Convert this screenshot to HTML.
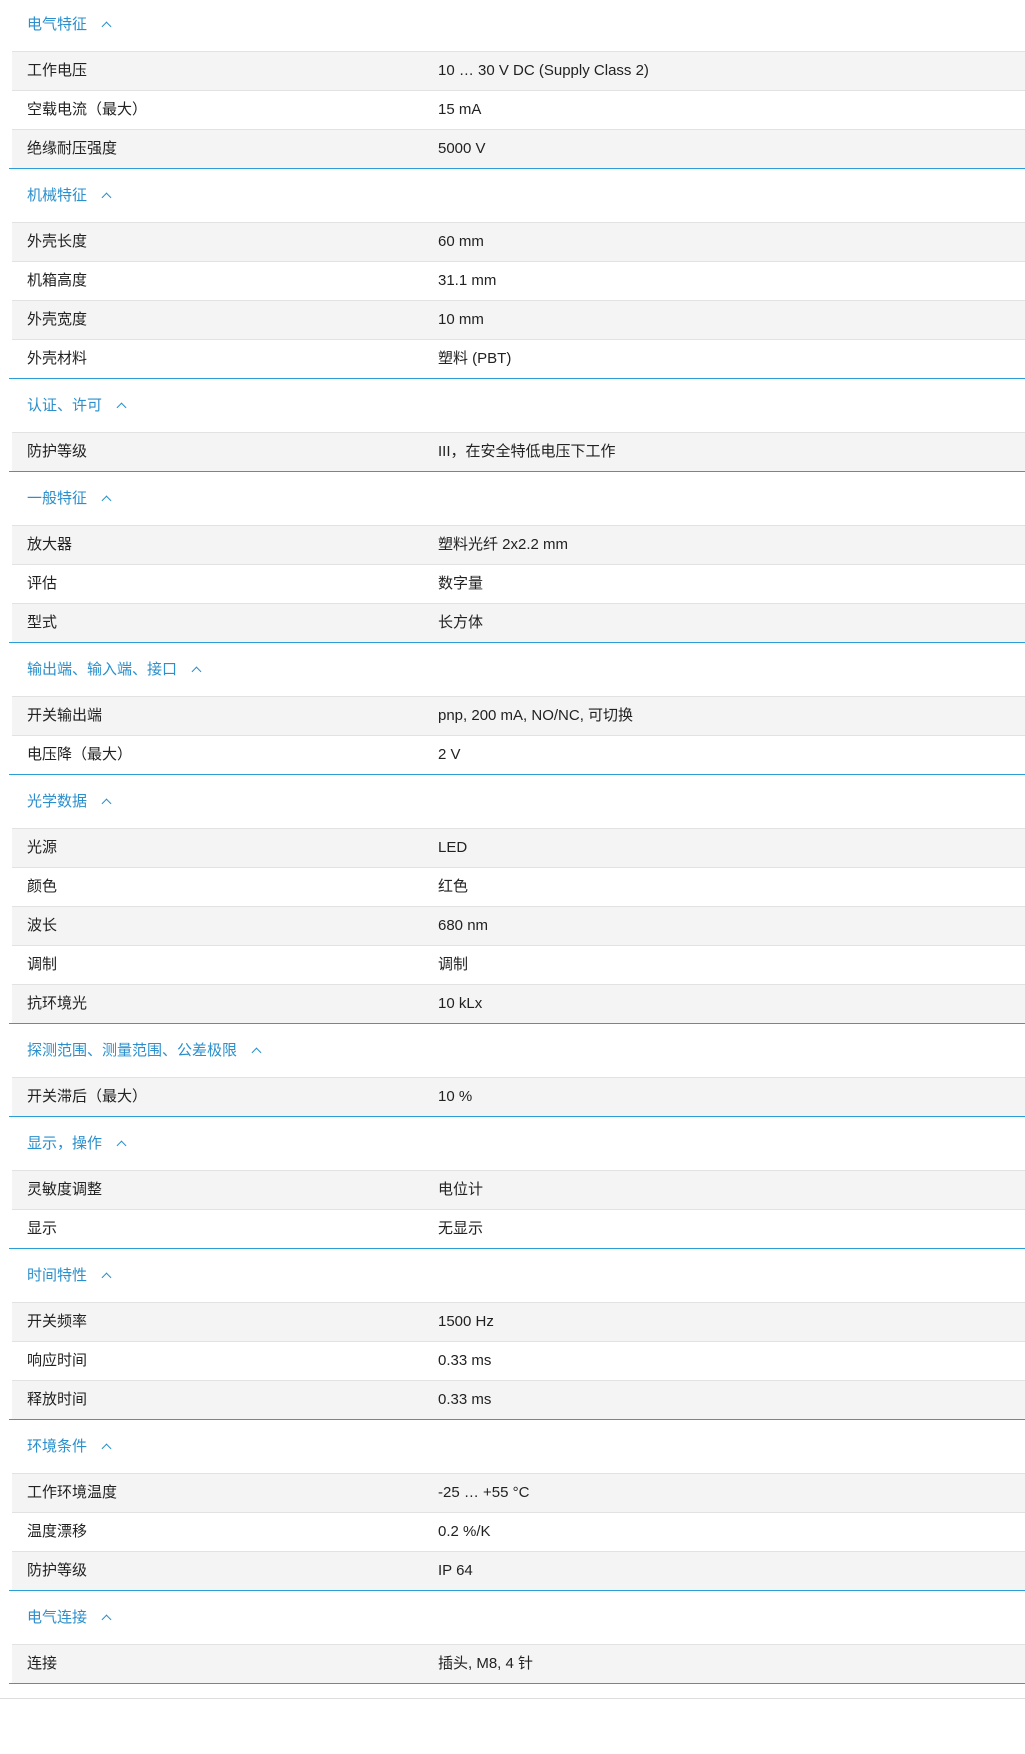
<!DOCTYPE html>
<html><head><meta charset="utf-8"><style>
*{box-sizing:border-box;margin:0;padding:0}
body{width:1025px;height:1754px;background:#fff;font-family:"Liberation Sans","Noto Sans CJK SC",sans-serif;font-size:15px;color:#222;overflow:hidden;position:relative}
.sec{margin-left:9px;width:1016px;border-bottom:1px solid #2a9fd6}
.h{height:53px;line-height:53px;padding-left:18px;color:#2a8fcc;font-size:15px}
.sec:first-child .h{height:51px;line-height:50px}
.h i{display:inline-block;width:7px;height:7px;border-left:1.3px solid #2a8fcc;border-top:1.3px solid #2a8fcc;transform:rotate(45deg);margin-left:16px;vertical-align:-1px}
.r{margin-left:3px;height:39px;line-height:38px;border-top:1px solid #e2e2e2;background:#f4f4f4;position:relative;padding-left:15px}
.r:nth-child(odd){background:#fff}
.r span{position:absolute;left:426px;top:0}
.end{position:absolute;top:1698px;left:0;width:1025px;border-top:1px solid #ddd}
</style></head><body>
<div class="sec"><div class="h">电气特征<i></i></div>
<div class="r">工作电压<span>10 … 30 V DC (Supply Class 2)</span></div>
<div class="r">空载电流（最大）<span>15 mA</span></div>
<div class="r">绝缘耐压强度<span>5000 V</span></div></div>
<div class="sec"><div class="h">机械特征<i></i></div>
<div class="r">外壳长度<span>60 mm</span></div>
<div class="r">机箱高度<span>31.1 mm</span></div>
<div class="r">外壳宽度<span>10 mm</span></div>
<div class="r">外壳材料<span>塑料 (PBT)</span></div></div>
<div class="sec"><div class="h">认证、许可<i></i></div>
<div class="r">防护等级<span>III，在安全特低电压下工作</span></div></div>
<div class="sec"><div class="h">一般特征<i></i></div>
<div class="r">放大器<span>塑料光纤 2x2.2 mm</span></div>
<div class="r">评估<span>数字量</span></div>
<div class="r">型式<span>长方体</span></div></div>
<div class="sec"><div class="h">输出端、输入端、接口<i></i></div>
<div class="r">开关输出端<span>pnp, 200 mA, NO/NC, 可切换</span></div>
<div class="r">电压降（最大）<span>2 V</span></div></div>
<div class="sec"><div class="h">光学数据<i></i></div>
<div class="r">光源<span>LED</span></div>
<div class="r">颜色<span>红色</span></div>
<div class="r">波长<span>680 nm</span></div>
<div class="r">调制<span>调制</span></div>
<div class="r">抗环境光<span>10 kLx</span></div></div>
<div class="sec"><div class="h">探测范围、测量范围、公差极限<i></i></div>
<div class="r">开关滞后（最大）<span>10 %</span></div></div>
<div class="sec"><div class="h">显示，操作<i></i></div>
<div class="r">灵敏度调整<span>电位计</span></div>
<div class="r">显示<span>无显示</span></div></div>
<div class="sec"><div class="h">时间特性<i></i></div>
<div class="r">开关频率<span>1500 Hz</span></div>
<div class="r">响应时间<span>0.33 ms</span></div>
<div class="r">释放时间<span>0.33 ms</span></div></div>
<div class="sec"><div class="h">环境条件<i></i></div>
<div class="r">工作环境温度<span>-25 … +55 °C</span></div>
<div class="r">温度漂移<span>0.2 %/K</span></div>
<div class="r">防护等级<span>IP 64</span></div></div>
<div class="sec"><div class="h">电气连接<i></i></div>
<div class="r">连接<span>插头, M8, 4 针</span></div></div>
<div class="end"></div>
</body></html>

> [WHAT TO WORK ON]: Using the material above, return every line exactly as it appears, minus the pictures.

> [EXERCISE SOLUTION]:
Convert this screenshot to HTML.
<!DOCTYPE html>
<html><head><meta charset="utf-8"><style>
*{box-sizing:border-box;margin:0;padding:0}
body{width:1025px;height:1754px;background:#fff;font-family:"Liberation Sans","Noto Sans CJK SC",sans-serif;font-size:15px;color:#222;overflow:hidden;position:relative}
.sec{margin-left:9px;width:1016px;border-bottom:1px solid #2a9fd6}
.h{height:53px;line-height:53px;padding-left:18px;color:#2a8fcc;font-size:15px}
.sec:first-child .h{height:51px;line-height:50px}
.h i{display:inline-block;width:7px;height:7px;border-left:1.3px solid #2a8fcc;border-top:1.3px solid #2a8fcc;transform:rotate(45deg);margin-left:16px;vertical-align:-1px}
.r{margin-left:3px;height:39px;line-height:38px;border-top:1px solid #e2e2e2;background:#f4f4f4;position:relative;padding-left:15px}
.r:nth-child(odd){background:#fff}
.r span{position:absolute;left:426px;top:0}
.end{position:absolute;top:1698px;left:0;width:1025px;border-top:1px solid #ddd}
</style></head><body>
<div class="sec"><div class="h">电气特征<i></i></div>
<div class="r">工作电压<span>10 … 30 V DC (Supply Class 2)</span></div>
<div class="r">空载电流（最大）<span>15 mA</span></div>
<div class="r">绝缘耐压强度<span>5000 V</span></div></div>
<div class="sec"><div class="h">机械特征<i></i></div>
<div class="r">外壳长度<span>60 mm</span></div>
<div class="r">机箱高度<span>31.1 mm</span></div>
<div class="r">外壳宽度<span>10 mm</span></div>
<div class="r">外壳材料<span>塑料 (PBT)</span></div></div>
<div class="sec"><div class="h">认证、许可<i></i></div>
<div class="r">防护等级<span>III，在安全特低电压下工作</span></div></div>
<div class="sec"><div class="h">一般特征<i></i></div>
<div class="r">放大器<span>塑料光纤 2x2.2 mm</span></div>
<div class="r">评估<span>数字量</span></div>
<div class="r">型式<span>长方体</span></div></div>
<div class="sec"><div class="h">输出端、输入端、接口<i></i></div>
<div class="r">开关输出端<span>pnp, 200 mA, NO/NC, 可切换</span></div>
<div class="r">电压降（最大）<span>2 V</span></div></div>
<div class="sec"><div class="h">光学数据<i></i></div>
<div class="r">光源<span>LED</span></div>
<div class="r">颜色<span>红色</span></div>
<div class="r">波长<span>680 nm</span></div>
<div class="r">调制<span>调制</span></div>
<div class="r">抗环境光<span>10 kLx</span></div></div>
<div class="sec"><div class="h">探测范围、测量范围、公差极限<i></i></div>
<div class="r">开关滞后（最大）<span>10 %</span></div></div>
<div class="sec"><div class="h">显示，操作<i></i></div>
<div class="r">灵敏度调整<span>电位计</span></div>
<div class="r">显示<span>无显示</span></div></div>
<div class="sec"><div class="h">时间特性<i></i></div>
<div class="r">开关频率<span>1500 Hz</span></div>
<div class="r">响应时间<span>0.33 ms</span></div>
<div class="r">释放时间<span>0.33 ms</span></div></div>
<div class="sec"><div class="h">环境条件<i></i></div>
<div class="r">工作环境温度<span>-25 … +55 °C</span></div>
<div class="r">温度漂移<span>0.2 %/K</span></div>
<div class="r">防护等级<span>IP 64</span></div></div>
<div class="sec"><div class="h">电气连接<i></i></div>
<div class="r">连接<span>插头, M8, 4 针</span></div></div>
<div class="end"></div>
</body></html>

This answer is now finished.